[Collected data]:
[START]

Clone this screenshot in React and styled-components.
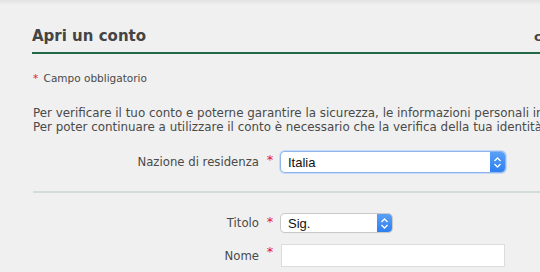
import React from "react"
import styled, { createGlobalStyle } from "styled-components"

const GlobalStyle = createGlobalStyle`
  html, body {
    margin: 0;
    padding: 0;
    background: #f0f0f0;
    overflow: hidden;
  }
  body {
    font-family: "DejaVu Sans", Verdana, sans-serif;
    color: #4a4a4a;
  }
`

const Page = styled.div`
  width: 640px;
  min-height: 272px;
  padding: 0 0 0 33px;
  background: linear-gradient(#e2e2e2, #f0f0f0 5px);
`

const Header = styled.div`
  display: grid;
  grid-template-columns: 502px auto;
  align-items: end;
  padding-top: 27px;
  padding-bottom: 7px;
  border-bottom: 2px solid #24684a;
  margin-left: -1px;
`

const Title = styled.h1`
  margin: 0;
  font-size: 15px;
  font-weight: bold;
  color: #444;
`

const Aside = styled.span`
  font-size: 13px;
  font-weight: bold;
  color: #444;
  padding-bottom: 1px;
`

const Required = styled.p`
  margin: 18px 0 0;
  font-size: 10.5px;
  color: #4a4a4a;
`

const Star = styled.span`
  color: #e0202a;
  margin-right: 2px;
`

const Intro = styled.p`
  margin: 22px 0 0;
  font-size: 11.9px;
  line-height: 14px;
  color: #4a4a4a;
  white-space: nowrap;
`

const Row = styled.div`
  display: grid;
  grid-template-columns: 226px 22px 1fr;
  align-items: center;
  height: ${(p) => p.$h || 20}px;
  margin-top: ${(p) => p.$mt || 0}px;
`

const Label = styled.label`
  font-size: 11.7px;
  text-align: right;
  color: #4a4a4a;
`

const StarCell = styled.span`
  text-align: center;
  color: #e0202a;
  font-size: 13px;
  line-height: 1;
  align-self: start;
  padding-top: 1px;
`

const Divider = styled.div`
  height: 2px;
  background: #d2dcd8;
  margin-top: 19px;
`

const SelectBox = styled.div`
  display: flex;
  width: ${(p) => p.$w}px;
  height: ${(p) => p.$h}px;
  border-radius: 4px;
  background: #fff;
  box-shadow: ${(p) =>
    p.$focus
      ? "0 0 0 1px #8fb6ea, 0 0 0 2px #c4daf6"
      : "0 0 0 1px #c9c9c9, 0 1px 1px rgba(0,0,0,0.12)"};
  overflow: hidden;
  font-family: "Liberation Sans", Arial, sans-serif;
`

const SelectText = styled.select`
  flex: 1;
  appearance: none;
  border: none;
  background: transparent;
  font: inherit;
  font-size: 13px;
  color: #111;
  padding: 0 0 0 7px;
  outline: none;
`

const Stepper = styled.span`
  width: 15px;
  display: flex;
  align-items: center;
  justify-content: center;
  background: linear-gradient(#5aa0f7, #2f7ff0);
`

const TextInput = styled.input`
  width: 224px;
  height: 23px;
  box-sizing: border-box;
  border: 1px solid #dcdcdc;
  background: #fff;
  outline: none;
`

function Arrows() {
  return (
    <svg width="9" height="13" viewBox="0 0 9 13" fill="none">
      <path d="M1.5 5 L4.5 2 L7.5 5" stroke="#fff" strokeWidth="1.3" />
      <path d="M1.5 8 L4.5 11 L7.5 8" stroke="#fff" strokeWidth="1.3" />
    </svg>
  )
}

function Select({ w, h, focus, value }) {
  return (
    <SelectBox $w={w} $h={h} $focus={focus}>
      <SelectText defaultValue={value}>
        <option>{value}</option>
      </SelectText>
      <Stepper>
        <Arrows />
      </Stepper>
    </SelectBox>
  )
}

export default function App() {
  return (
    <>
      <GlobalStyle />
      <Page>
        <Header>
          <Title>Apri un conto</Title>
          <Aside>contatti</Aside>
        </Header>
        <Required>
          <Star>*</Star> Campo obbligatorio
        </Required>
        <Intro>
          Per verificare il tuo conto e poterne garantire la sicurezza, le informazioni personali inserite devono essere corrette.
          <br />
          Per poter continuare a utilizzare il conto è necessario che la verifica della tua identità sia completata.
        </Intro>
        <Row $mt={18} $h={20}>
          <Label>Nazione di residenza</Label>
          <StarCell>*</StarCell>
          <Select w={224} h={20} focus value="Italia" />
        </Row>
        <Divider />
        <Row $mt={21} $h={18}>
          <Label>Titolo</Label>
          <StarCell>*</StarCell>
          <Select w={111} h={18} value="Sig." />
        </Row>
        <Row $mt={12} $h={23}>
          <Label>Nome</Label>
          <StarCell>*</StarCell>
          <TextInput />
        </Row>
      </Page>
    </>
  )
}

[END]

[Aim]:
In the copy, include no pictures; restate the listing above exactly.

[Reply to the task]:
Clone this screenshot in React and styled-components.
import React from "react"
import styled, { createGlobalStyle } from "styled-components"

const GlobalStyle = createGlobalStyle`
  html, body {
    margin: 0;
    padding: 0;
    background: #f0f0f0;
    overflow: hidden;
  }
  body {
    font-family: "DejaVu Sans", Verdana, sans-serif;
    color: #4a4a4a;
  }
`

const Page = styled.div`
  width: 640px;
  min-height: 272px;
  padding: 0 0 0 33px;
  background: linear-gradient(#e2e2e2, #f0f0f0 5px);
`

const Header = styled.div`
  display: grid;
  grid-template-columns: 502px auto;
  align-items: end;
  padding-top: 27px;
  padding-bottom: 7px;
  border-bottom: 2px solid #24684a;
  margin-left: -1px;
`

const Title = styled.h1`
  margin: 0;
  font-size: 15px;
  font-weight: bold;
  color: #444;
`

const Aside = styled.span`
  font-size: 13px;
  font-weight: bold;
  color: #444;
  padding-bottom: 1px;
`

const Required = styled.p`
  margin: 18px 0 0;
  font-size: 10.5px;
  color: #4a4a4a;
`

const Star = styled.span`
  color: #e0202a;
  margin-right: 2px;
`

const Intro = styled.p`
  margin: 22px 0 0;
  font-size: 11.9px;
  line-height: 14px;
  color: #4a4a4a;
  white-space: nowrap;
`

const Row = styled.div`
  display: grid;
  grid-template-columns: 226px 22px 1fr;
  align-items: center;
  height: ${(p) => p.$h || 20}px;
  margin-top: ${(p) => p.$mt || 0}px;
`

const Label = styled.label`
  font-size: 11.7px;
  text-align: right;
  color: #4a4a4a;
`

const StarCell = styled.span`
  text-align: center;
  color: #e0202a;
  font-size: 13px;
  line-height: 1;
  align-self: start;
  padding-top: 1px;
`

const Divider = styled.div`
  height: 2px;
  background: #d2dcd8;
  margin-top: 19px;
`

const SelectBox = styled.div`
  display: flex;
  width: ${(p) => p.$w}px;
  height: ${(p) => p.$h}px;
  border-radius: 4px;
  background: #fff;
  box-shadow: ${(p) =>
    p.$focus
      ? "0 0 0 1px #8fb6ea, 0 0 0 2px #c4daf6"
      : "0 0 0 1px #c9c9c9, 0 1px 1px rgba(0,0,0,0.12)"};
  overflow: hidden;
  font-family: "Liberation Sans", Arial, sans-serif;
`

const SelectText = styled.select`
  flex: 1;
  appearance: none;
  border: none;
  background: transparent;
  font: inherit;
  font-size: 13px;
  color: #111;
  padding: 0 0 0 7px;
  outline: none;
`

const Stepper = styled.span`
  width: 15px;
  display: flex;
  align-items: center;
  justify-content: center;
  background: linear-gradient(#5aa0f7, #2f7ff0);
`

const TextInput = styled.input`
  width: 224px;
  height: 23px;
  box-sizing: border-box;
  border: 1px solid #dcdcdc;
  background: #fff;
  outline: none;
`

function Arrows() {
  return (
    <svg width="9" height="13" viewBox="0 0 9 13" fill="none">
      <path d="M1.5 5 L4.5 2 L7.5 5" stroke="#fff" strokeWidth="1.3" />
      <path d="M1.5 8 L4.5 11 L7.5 8" stroke="#fff" strokeWidth="1.3" />
    </svg>
  )
}

function Select({ w, h, focus, value }) {
  return (
    <SelectBox $w={w} $h={h} $focus={focus}>
      <SelectText defaultValue={value}>
        <option>{value}</option>
      </SelectText>
      <Stepper>
        <Arrows />
      </Stepper>
    </SelectBox>
  )
}

export default function App() {
  return (
    <>
      <GlobalStyle />
      <Page>
        <Header>
          <Title>Apri un conto</Title>
          <Aside>contatti</Aside>
        </Header>
        <Required>
          <Star>*</Star> Campo obbligatorio
        </Required>
        <Intro>
          Per verificare il tuo conto e poterne garantire la sicurezza, le informazioni personali inserite devono essere corrette.
          <br />
          Per poter continuare a utilizzare il conto è necessario che la verifica della tua identità sia completata.
        </Intro>
        <Row $mt={18} $h={20}>
          <Label>Nazione di residenza</Label>
          <StarCell>*</StarCell>
          <Select w={224} h={20} focus value="Italia" />
        </Row>
        <Divider />
        <Row $mt={21} $h={18}>
          <Label>Titolo</Label>
          <StarCell>*</StarCell>
          <Select w={111} h={18} value="Sig." />
        </Row>
        <Row $mt={12} $h={23}>
          <Label>Nome</Label>
          <StarCell>*</StarCell>
          <TextInput />
        </Row>
      </Page>
    </>
  )
}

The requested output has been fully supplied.